Former Governor of Florida Jeb Bush speaks at the Iowa Agriculture Summit in Des Moines, Iowa, March 7, 2015. [Photo/Agencies] |
WASHINGTON - In Republican Jeb Bush, Americans are seeing a different sort of Bush on their TV screens: a policy wonk who wears horn-rimmed glasses and has neither his brother's famous Texas swagger nor his father's patrician air.
The more introverted nature of Jeb, who admits he would rather stay home with a book than go out dancing, could be one challenge for his expected presidential campaign as he begins the kind of face-to-face interaction needed in the early voting states of Iowa and New Hampshire.
The former Florida governor will need to convince voters to elect another Bush in 2016 over other Republican stars, many of whom so far appear more at ease in the public glare, such as New Jersey Gov. Chris Christie and Florida Senator Marco Rubio.

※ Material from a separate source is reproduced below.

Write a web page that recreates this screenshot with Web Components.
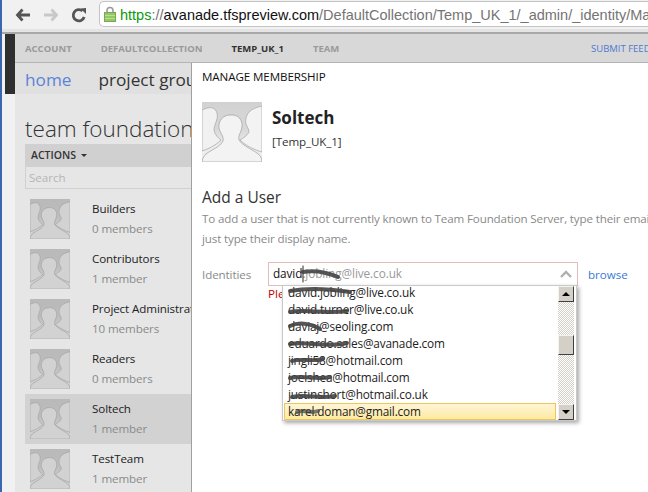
<!DOCTYPE html>
<html>
<head>
<meta charset="utf-8">
<style>
  html, body { margin: 0; padding: 0; height: 100%; overflow: hidden; }
  body { width: 648px; height: 492px; font-family: "Open Sans", "Liberation Sans", sans-serif; background: #fff; }
</style>
</head>
<body>
<x-page></x-page>

<script>
const FONT = '"Open Sans", "Liberation Sans", sans-serif';

class XAvatar extends HTMLElement {
  constructor() {
    super();
    this.attachShadow({ mode: 'open' });
  }

  connectedCallback() {
    const size = this.getAttribute('size') || 40;
    this.shadowRoot.innerHTML = `
      <style>
        :host { display: block; width: ${size}px; height: ${size}px; flex: none; }
        :host([dim]) { filter: brightness(.94) contrast(.82); }
        svg { display: block; width: 100%; height: 100%; }
      </style>
      <svg viewBox="0 0 60 60" preserveAspectRatio="none">
        <defs>
          <linearGradient id="bg" x1="0" y1="0" x2="0" y2="1">
            <stop offset="0" stop-color="#d2d2d2"/>
            <stop offset=".45" stop-color="#d8d8d8"/>
            <stop offset=".75" stop-color="#ededed"/>
          </linearGradient>
        </defs>
        <rect width="60" height="60" fill="url(#bg)"/>
        <path d="M0 8 C4 6 8 5 11 6 C15 8 16 13 15 17 C14 21 12 24 12 28 C13 33 16 36 19 38 C13 44 6 47 0 49 Z" fill="#f1f1f1" stroke="#ababab" stroke-width=".8"/>
        <path d="M60 4 C55 5 50 7 47 10 C44 14 43 18 44 22 C45 25 47 27 47 30 C45 34 41 36 38 38 C44 44 53 48 60 50 Z" fill="#f3f3f3" stroke="#ababab" stroke-width=".8"/>
        <path d="M28 13 C36 12 41 18 40 25 C39 31 36 33 37 38 C40 43 49 47 55 51 C58 53 60 56 60 60 L0 60 C0 57 2 54 4 52 C9 48 18 45 21 39 C22 34 18 31 17 26 C16 19 21 13 28 13 Z" fill="#f3f3f3" stroke="#a6a6a6" stroke-width=".8"/>
      </svg>`;
  }
}

class XBrowserBar extends HTMLElement {
  constructor() {
    super();
    this.attachShadow({ mode: 'open' });
  }

  connectedCallback() {
    this.shadowRoot.innerHTML = `
      <style>
        :host {
          display: flex; align-items: center; height: 34px; box-sizing: border-box;
          background: #f1f1f1; border-bottom: 2px solid #a8a8a8; padding: 0 0 0 13px;
          box-shadow: inset 0 -3px 0 #e4e4e4;
        }
        .btn { width: 16px; height: 16px; margin: 0 12px 2px 0; flex: none; }
        .btn svg { display: block; }
        .url {
          flex: 1; height: 26px; margin: 0 -20px 4px 0; box-sizing: border-box; padding: 2px 0 0 4px;
          display: flex; align-items: center; gap: 4px; background: #fff;
          border: 1px solid #c4c4c4; border-right: 0; border-radius: 5px 0 0 5px;
          font: 14.5px/22px "Liberation Sans", sans-serif; color: #747474; white-space: nowrap; overflow: hidden;
        }
        .url svg { margin-top: -2px; }
        .g { color: #0a9a0a; }
        .d { color: #111; }
      </style>
      <div class="btn"><svg width="16" height="16" viewBox="0 0 16 16"><path d="M7.5 2.5 L2.5 8 L7.5 13.5 M3 8 H15" fill="none" stroke="#555" stroke-width="2.8"/></svg></div>
      <div class="btn"><svg width="16" height="16" viewBox="0 0 16 16"><path d="M8.5 2.5 L13.5 8 L8.5 13.5 M13 8 H1" fill="none" stroke="#c8c8c8" stroke-width="2.8"/></svg></div>
      <div class="btn"><svg width="16" height="16" viewBox="0 0 16 16"><path d="M13.2 10 A5.6 5.6 0 1 1 11.5 4" fill="none" stroke="#555" stroke-width="2.8"/><path d="M9.5 1.5 L15 1 V7 Z" fill="#555"/></svg></div>
      <div class="url">
        <svg width="12" height="16" viewBox="0 0 12 16" style="flex:none">
          <path d="M3 7 V4.5 a3 3 0 0 1 6 0 V7" fill="none" stroke="#9a9a9a" stroke-width="1.6"/>
          <rect x="0.5" y="6.5" width="11" height="9" fill="#93c866" stroke="#7aa852"/>
          <path d="M1 9.5 H11 M1 12.5 H11" stroke="#b8e08e"/>
        </svg>
        <span><span class="g">https</span>://<span class="d">avanade.tfspreview.com</span>/DefaultCollection/Temp_UK_1/_admin/_identity/Manage</span>
      </div>`;
  }
}

class XTopNav extends HTMLElement {
  constructor() {
    super();
    this.attachShadow({ mode: 'open' });
  }

  connectedCallback() {
    this.shadowRoot.innerHTML = `
      <style>
        :host {
          display: flex; height: 29px; box-sizing: border-box; align-items: center;
          background: #d8d8d8; border-bottom: 1px solid #b4b4b4; padding: 0 0 0 10px;
          font: bold 9.5px ${FONT}; color: #9a9a9a; white-space: nowrap; overflow: hidden;
        }
        span { margin-right: 29px; }
        .on { color: #333; }
        .sub { margin: 0 0 0 auto; font-weight: normal; color: #4f79d0; width: 57px; overflow: hidden; flex: none; }
      </style>
      <span>ACCOUNT</span><span>DEFAULTCOLLECTION</span><span class="on">TEMP_UK_1</span><span>TEAM</span>
      <span class="sub">SUBMIT FEEDBACK</span>`;
  }
}

class XGroupRow extends HTMLElement {
  constructor() {
    super();
    this.attachShadow({ mode: 'open' });
  }

  connectedCallback() {
    this.shadowRoot.innerHTML = `
      <style>
        :host {
          display: flex; height: 50px; box-sizing: border-box; padding: 5px 0 0 5px; gap: 22px;
          white-space: nowrap; overflow: hidden;
        }
        :host([selected]) { background: #d2d2d2; }
        .name { font-size: 11.6px; letter-spacing: -.1px; line-height: 20px; color: #222; }
        .count { font-size: 11.6px; letter-spacing: -.1px; line-height: 20px; color: #8a8a8a; }
      </style>
      <x-avatar size="40" dim></x-avatar>
      <div>
        <div class="name">${this.getAttribute('name')}</div>
        <div class="count">${this.getAttribute('count')}</div>
      </div>`;
  }
}

class XGroupPanel extends HTMLElement {
  constructor() {
    super();
    this.attachShadow({ mode: 'open' });
  }

  connectedCallback() {
    this.shadowRoot.innerHTML = `
      <style>
        :host { display: block; padding-left: 10px; width: 176px; box-sizing: border-box; overflow: hidden; }
        h1 { margin: 0; height: 50px; box-sizing: border-box; padding-top: 17px; font: 300 22.5px/36px ${FONT}; color: #333; white-space: nowrap; }
        .actions { height: 22px; background: #d0d0d0; font: 600 10.5px/22px ${FONT}; color: #333; padding-left: 6px; display: flex; align-items: center; gap: 5px; }
        .actions i { border: 3px solid transparent; border-top: 3px solid #333; border-bottom: 0; }
        .search { height: 23px; box-sizing: border-box; border: 1px solid #d0d0d0; border-right: 0; font: 11.6px/21px ${FONT}; color: #b5b5b5; padding-left: 3px; margin-bottom: 5px; }
      </style>
      <h1>team foundation</h1>
      <div class="actions">ACTIONS <i></i></div>
      <div class="search">Search</div>
      <slot></slot>`;
  }
}

class XSuggestion extends HTMLElement {
  constructor() {
    super();
    this.attachShadow({ mode: 'open' });
  }

  connectedCallback() {
    this.shadowRoot.innerHTML = `
      <style>
        :host { display: block; height: 17px; box-sizing: border-box; padding-left: 4px; font: 11.8px/16px ${FONT}; letter-spacing: -.18px; color: #222; white-space: nowrap; }
        :host([active]) {
          background: linear-gradient(#fff6d8, #fde9a0); outline: 1px solid #eec65a; outline-offset: -1px; margin-right: 1px;
        }
      </style>
      <slot></slot>`;
  }
}

class XIdentityPicker extends HTMLElement {
  constructor() {
    super();
    this.attachShadow({ mode: 'open' });
  }

  connectedCallback() {
    // scribbles are the hand drawn redactions lying over the addresses
    this.shadowRoot.innerHTML = `
      <style>
        :host { display: block; position: relative; height: 90px; }
        .row { display: flex; align-items: center; height: 24px; }
        .label { width: 66px; font-size: 11.6px; letter-spacing: -.1px; color: #8a8a8a; }
        .input {
          width: 310px; height: 24px; box-sizing: border-box; border: 1px solid #e3bcbc; padding-left: 4px;
          font: 11.8px/21px ${FONT}; letter-spacing: -.1px; color: #999; white-space: nowrap; position: relative;
        }
        .input b { font-weight: normal; color: #111; }
        .input svg { position: absolute; right: 5px; top: 7px; }
        .browse { margin-left: 10px; font-size: 11.6px; color: #3b78d8; }
        .err { font-size: 11.6px; line-height: 16px; color: #c00000; padding-left: 66px; }
        .drop {
          position: absolute; left: 80px; top: 23px; width: 295px; height: 136px; box-sizing: border-box;
          background: #fff; border: 1px solid #c9c9c9; box-shadow: 2px 2px 4px rgba(0,0,0,.35);
          display: flex; overflow: hidden;
        }
        .items { flex: 1; padding: 0 1px; min-width: 0; margin-top: -2px; }
        .bar {
          width: 16px; flex: none; margin-right: 2px; display: flex; flex-direction: column;
          background: repeating-conic-gradient(#d4d0c8 0 25%, #fff 0 50%) 0 0 / 2px 2px;
        }
        .arrow, .thumb {
          width: 16px; height: 16px; box-sizing: border-box; background: #d4d0c8; flex: none;
          border: 1px solid; border-color: #f4f3ef #404040 #404040 #f4f3ef;
          display: flex; align-items: center; justify-content: center;
        }
        .thumb { height: 20px; margin-top: 33px; margin-bottom: auto; }
        .up { border: 4px solid transparent; border-bottom: 4px solid #000; border-top: 0; }
        .dn { border: 4px solid transparent; border-top: 4px solid #000; border-bottom: 0; }
        svg.scrawl { position: absolute; left: 0; top: 0; pointer-events: none; overflow: visible; }
        svg.scrawl path { fill: none; stroke: #444; stroke-width: 4; stroke-linecap: round; opacity: .9; filter: blur(.5px); }
      </style>
      <div class="row">
        <div class="label">Identities</div>
        <div class="input"><b>david</b>.jobling@live.co.uk
          <svg width="12" height="8" viewBox="0 0 12 8"><path d="M1 7 L6 2 L11 7" fill="none" stroke="#b0b0b0" stroke-width="2.4"/></svg>
        </div>
        <div class="browse">browse</div>
      </div>
      <div class="err">Please</div>
      <div class="drop">
        <div class="items"><slot></slot></div>
        <div class="bar">
          <div class="arrow"><i class="up"></i></div>
          <div class="thumb"></div>
          <div class="arrow"><i class="dn"></i></div>
        </div>
      </div>
      <svg class="scrawl" width="400" height="160">
        <path d="M101 4 V20" style="stroke:#111;stroke-width:1;filter:none"/>
        <path d="M101 10 C112 8 124 10 136 15" />
        <path d="M88 29 C104 26 128 27 148 30" />
        <path d="M88 50 C104 47 124 52 145 49" />
        <path d="M88 64 C96 60 108 61 118 67" />
        <path d="M88 82 C104 79 126 86 145 81" />
        <path d="M90 99 C100 96 112 100 121 97" />
        <path d="M88 116 C100 113 116 118 128 115" />
        <path d="M90 135 C104 132 118 137 133 134" />
        <path d="M95 150 C102 147 110 152 116 149" style="opacity:.7"/>
      </svg>`;
  }
}

class XManageDialog extends HTMLElement {
  constructor() {
    super();
    this.attachShadow({ mode: 'open' });
  }

  connectedCallback() {
    this.shadowRoot.innerHTML = `
      <style>
        :host {
          position: absolute; left: 189px; top: 63px; right: 0; bottom: 0; background: #fff;
          border-left: 1px solid #a0a0a0; box-sizing: border-box; padding: 6px 0 0 10px;
          font-family: ${FONT}; overflow: hidden;
        }
        .title { font-size: 11.6px; letter-spacing: -.1px; line-height: 16px; color: #111; }
        .who { display: flex; gap: 10px; margin-top: 17px; height: 59px; }
        h2 { margin: 4px 0 4px; font: bold 17px/24px ${FONT}; color: #222; }
        .team { font-size: 11.6px; letter-spacing: -.1px; line-height: 16px; color: #333; }
        h3 { margin: 25px 0 0; font: 15.5px/23px ${FONT}; color: #333; }
        p { margin: 0 0 13px; font-size: 11.6px; letter-spacing: -.14px; line-height: 20px; color: #8a8a8a; white-space: nowrap; }
      </style>
      <div class="title">MANAGE MEMBERSHIP</div>
      <div class="who">
        <x-avatar size="60"></x-avatar>
        <div>
          <h2>Soltech</h2>
          <div class="team">[Temp_UK_1]</div>
        </div>
      </div>
      <h3>Add a User</h3>
      <p>To add a user that is not currently known to Team Foundation Server, type their email address.<br>just type their display name.</p>
      <slot></slot>`;
  }
}

class XPage extends HTMLElement {
  constructor() {
    super();
    this.attachShadow({ mode: 'open' });
  }

  connectedCallback() {
    this.shadowRoot.innerHTML = `
      <style>
        :host {
          display: flex; flex-direction: column; height: 492px; width: 648px; position: relative; overflow: hidden;
          border-left: 2px solid #3b66b0; box-sizing: border-box; font-family: ${FONT}; background: #e6e6e6;
        }
        .tfs { flex: 1; display: flex; min-height: 0; padding-left: 3px; background: #f1f1f1; }
        .rail { width: 10px; height: 60px; background: #2f2f2f; flex: none; }
        .main { flex: 1; min-width: 0; background: #e6e6e6; }
        .tabs { display: flex; height: 31px; box-sizing: border-box; padding: 2px 0 0 10px; background: #e0e0e0; align-items: center; font-size: 17.2px; white-space: nowrap; overflow: hidden; }
        .tabs a { color: #5b84d6; margin-right: 27px; }
        .tabs span { color: #333; }
      </style>
      <x-browser-bar></x-browser-bar>
      <div class="tfs">
        <div class="rail"></div>
        <div class="main">
          <x-top-nav></x-top-nav>
          <div class="tabs"><a>home</a><span>project groups</span></div>
          <x-group-panel>
            <x-group-row name="Builders" count="0 members"></x-group-row>
            <x-group-row name="Contributors" count="1 member"></x-group-row>
            <x-group-row name="Project Administrators" count="10 members"></x-group-row>
            <x-group-row name="Readers" count="0 members"></x-group-row>
            <x-group-row name="Soltech" count="1 member" selected></x-group-row>
            <x-group-row name="TestTeam" count="1 member"></x-group-row>
          </x-group-panel>
        </div>
      </div>
      <x-manage-dialog>
        <x-identity-picker>
          <x-suggestion>david.jobling@live.co.uk</x-suggestion>
          <x-suggestion>david.turner@live.co.uk</x-suggestion>
          <x-suggestion>daviaj@seoling.com</x-suggestion>
          <x-suggestion>eduardo.sales@avanade.com</x-suggestion>
          <x-suggestion>jingli58@hotmail.com</x-suggestion>
          <x-suggestion>joelshea@hotmail.com</x-suggestion>
          <x-suggestion>justinshort@hotmail.co.uk</x-suggestion>
          <x-suggestion active>karel.doman@gmail.com</x-suggestion>
        </x-identity-picker>
      </x-manage-dialog>`;
  }
}

customElements.define('x-avatar', XAvatar);
customElements.define('x-browser-bar', XBrowserBar);
customElements.define('x-top-nav', XTopNav);
customElements.define('x-group-row', XGroupRow);
customElements.define('x-group-panel', XGroupPanel);
customElements.define('x-suggestion', XSuggestion);
customElements.define('x-identity-picker', XIdentityPicker);
customElements.define('x-manage-dialog', XManageDialog);
customElements.define('x-page', XPage);
</script>
</body>
</html>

Bush, who has not run for office for 12 years and who admits he lost the 1994 Florida governor race because people did not connect with him, has not always looked comfortable on stage in the early stages of the Republican nominee race.

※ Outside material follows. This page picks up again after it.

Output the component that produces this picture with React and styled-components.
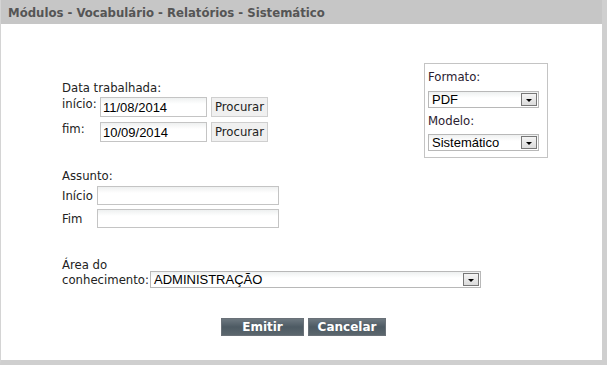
import React from "react";
import styled, { createGlobalStyle } from "styled-components";

const GlobalStyle = createGlobalStyle`
  html, body {
    margin: 0;
    padding: 0;
    background: #ffffff;
  }
  body {
    font-family: "DejaVu Sans", Verdana, sans-serif;
    font-size: 11.7px;
    color: #222;
  }
`;

const S = {
  Window: styled.div`
    width: 607px;
    height: 365px;
    box-sizing: border-box;
    display: flex;
    flex-direction: column;
    background: #fff;
    border-left: 1px solid #d4d4d4;
    border-right: 5px solid #cfcfcf;
    border-bottom: 5px solid #cfcfcf;
    overflow: hidden;
  `,
  TitleBar: styled.div`
    flex-shrink: 0;
    height: 24px;
    background: #c6c6c6;
    display: flex;
    align-items: center;
    padding-left: 7px;
    font-family: "DejaVu Sans Condensed", "DejaVu Sans", sans-serif;
    font-weight: bold;
    font-size: 13px;
    color: #555;
  `,
  Body: styled.div`
    flex: 1;
    padding: 12px 0 0 61px;
  `,
  Top: styled.div`
    display: flex;
    align-items: flex-start;
  `,
  Left: styled.div`
    display: flex;
    flex-direction: column;
    padding-top: 45px;
  `,
  Label: styled.div`
    line-height: 14px;
    white-space: nowrap;
    margin-top: ${(p) => p.$mt || 0}px;
  `,
  Row: styled.div`
    display: flex;
    align-items: center;
    gap: 4px;
    margin-top: ${(p) => p.$mt || 0}px;
  `,
  RowLabel: styled.div`
    flex-shrink: 0;
    width: ${(p) => p.$w}px;
    white-space: nowrap;
    align-self: ${(p) => (p.$top ? "flex-start" : "center")};
  `,
  Input: styled.input`
    box-sizing: border-box;
    width: ${(p) => p.$w}px;
    height: ${(p) => p.$h || 20}px;
    border: 1px solid #c4c4c4;
    background: linear-gradient(#eef0f0, #fff 6px);
    font-family: "Liberation Sans", Arial, sans-serif;
    font-size: 13px;
    padding: 1px 2px 0;
    color: #000;
    outline: none;
  `,
  Button: styled.button`
    box-sizing: border-box;
    width: 57px;
    height: 20px;
    padding: 0;
    border: 1px solid #cfcfcf;
    background: #f0f0f0;
    font-family: "DejaVu Sans", Verdana, sans-serif;
    font-size: 11.7px;
    color: #222;
  `,
  FormatBox: styled.div`
    margin-left: 156px;
    width: 124px;
    height: 95px;
    box-sizing: border-box;
    border: 1px solid #c4c4c4;
    margin-top: 27px;
    padding: 6px 0 0 3px;
    display: flex;
    flex-direction: column;
    color: #2a2030;
  `,
  Select: styled.div`
    box-sizing: border-box;
    flex-shrink: 0;
    width: ${(p) => p.$w}px;
    height: 17px;
    border: 1px solid #b8b8b8;
    background: linear-gradient(#eef0f0, #fff 6px);
    display: flex;
    align-items: center;
    justify-content: space-between;
    padding-left: 3px;
    font-family: "Liberation Sans", Arial, sans-serif;
    font-size: 13px;
    color: #000;
    margin-top: ${(p) => p.$mt || 0}px;
  `,
  Arrow: styled.span`
    box-sizing: border-box;
    width: 16px;
    height: 13px;
    margin-right: 1px;
    border: 1px solid #777;
    background: linear-gradient(#f4f4f4, #dcdcdc);
    display: flex;
    align-items: center;
    justify-content: center;
    &::after {
      content: "";
      border-left: 3px solid transparent;
      border-right: 3px solid transparent;
      border-top: 3px solid #000;
      margin-top: 2px;
    }
  `,
  Section: styled.div`
    margin-top: ${(p) => p.$mt}px;
    display: flex;
    flex-direction: column;
  `,
  Buttons: styled.div`
    display: flex;
    gap: 4px;
    margin-top: 30px;
    margin-left: 159px;
  `,
  DarkButton: styled.button`
    box-sizing: border-box;
    width: ${(p) => p.$w}px;
    height: 18px;
    border: 1px solid #6a7178;
    background: linear-gradient(#6d7880, #4d5a63 50%, #5b666d);
    color: #fff;
    font-family: "DejaVu Sans", Verdana, sans-serif;
    font-weight: bold;
    font-size: 12px;
    padding: 0;
    line-height: 16px;
  `,
};

function App() {
  return (
    <>
      <GlobalStyle />
      <S.Window>
        <S.TitleBar>Módulos - Vocabulário - Relatórios - Sistemático</S.TitleBar>
        <S.Body>
          <S.Top>
            <S.Left>
              <S.Label>Data trabalhada:</S.Label>
              <S.Row $mt={2}>
                <S.RowLabel $w={34} $top>início:</S.RowLabel>
                <S.Input $w={107} defaultValue="11/08/2014" />
                <S.Button>Procurar</S.Button>
              </S.Row>
              <S.Row $mt={5}>
                <S.RowLabel $w={34} $top>fim:</S.RowLabel>
                <S.Input $w={107} defaultValue="10/09/2014" />
                <S.Button>Procurar</S.Button>
              </S.Row>
            </S.Left>
            <S.FormatBox>
              <S.Label>Formato:</S.Label>
              <S.Select $w={111} $mt={7}>
                PDF
                <S.Arrow />
              </S.Select>
              <S.Label $mt={6}>Modelo:</S.Label>
              <S.Select $w={111} $mt={6}>
                Sistemático
                <S.Arrow />
              </S.Select>
            </S.FormatBox>
          </S.Top>
          <S.Section $mt={11}>
            <S.Label>Assunto:</S.Label>
            <S.Row $mt={3}>
              <S.RowLabel $w={31}>Início</S.RowLabel>
              <S.Input $w={182} $h={19} />
            </S.Row>
            <S.Row $mt={4}>
              <S.RowLabel $w={31}>Fim</S.RowLabel>
              <S.Input $w={182} $h={19} />
            </S.Row>
          </S.Section>
          <S.Section $mt={30}>
            <S.Label>Área do</S.Label>
            <S.Row $mt={-1}>
              <S.RowLabel $w={84}>conhecimento:</S.RowLabel>
              <S.Select $w={331}>
                ADMINISTRAÇÃO
                <S.Arrow />
              </S.Select>
            </S.Row>
          </S.Section>
          <S.Buttons>
            <S.DarkButton $w={83}>Emitir</S.DarkButton>
            <S.DarkButton $w={78}>Cancelar</S.DarkButton>
          </S.Buttons>
        </S.Body>
      </S.Window>
    </>
  );
}

export default App;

Bush's aides say he prefers question-and-answer formats to set-piece speeches because they plays to his strengths, such as a detailed knowledge of policy. Many Republicans say that all he needs to do is shake off some rust.
"Jeb's got substance," said Florida Republican strategist Rick Wilson. "He's got a lot of stories to tell as a successful governor and those things matter in the assessment people are going to make about the various candidates in the field."
The brother of former President George W. Bush and son of former President George H.W. Bush is a practiced public speaker, but he tends to rush through prepared speeches and image experts say he has room to improve his body language.
And Bush is downright nerdy when it comes to details of policy and prides himself on minutiae. While the folksy George W. Bush famously described al Qaida militants as "evildoers," Jeb uses diplomat-speak to say the extremist Islamic State group is an "asymmetric threat."
David Yepsen, a long-time Iowa watcher who is director of the Paul Simon Public Policy Institute at Southern Illinois University, said presidential candidates need an electric and charismatic presence and Bush has a way to go to get there.
"If he's not exciting them with speeches and rhetoric the way Barack Obama did, he's got to do that personally and spend time with caucus-goers and primary voters and really work to overcome some of the problems he has as a result of his being the third Bush to run," he said.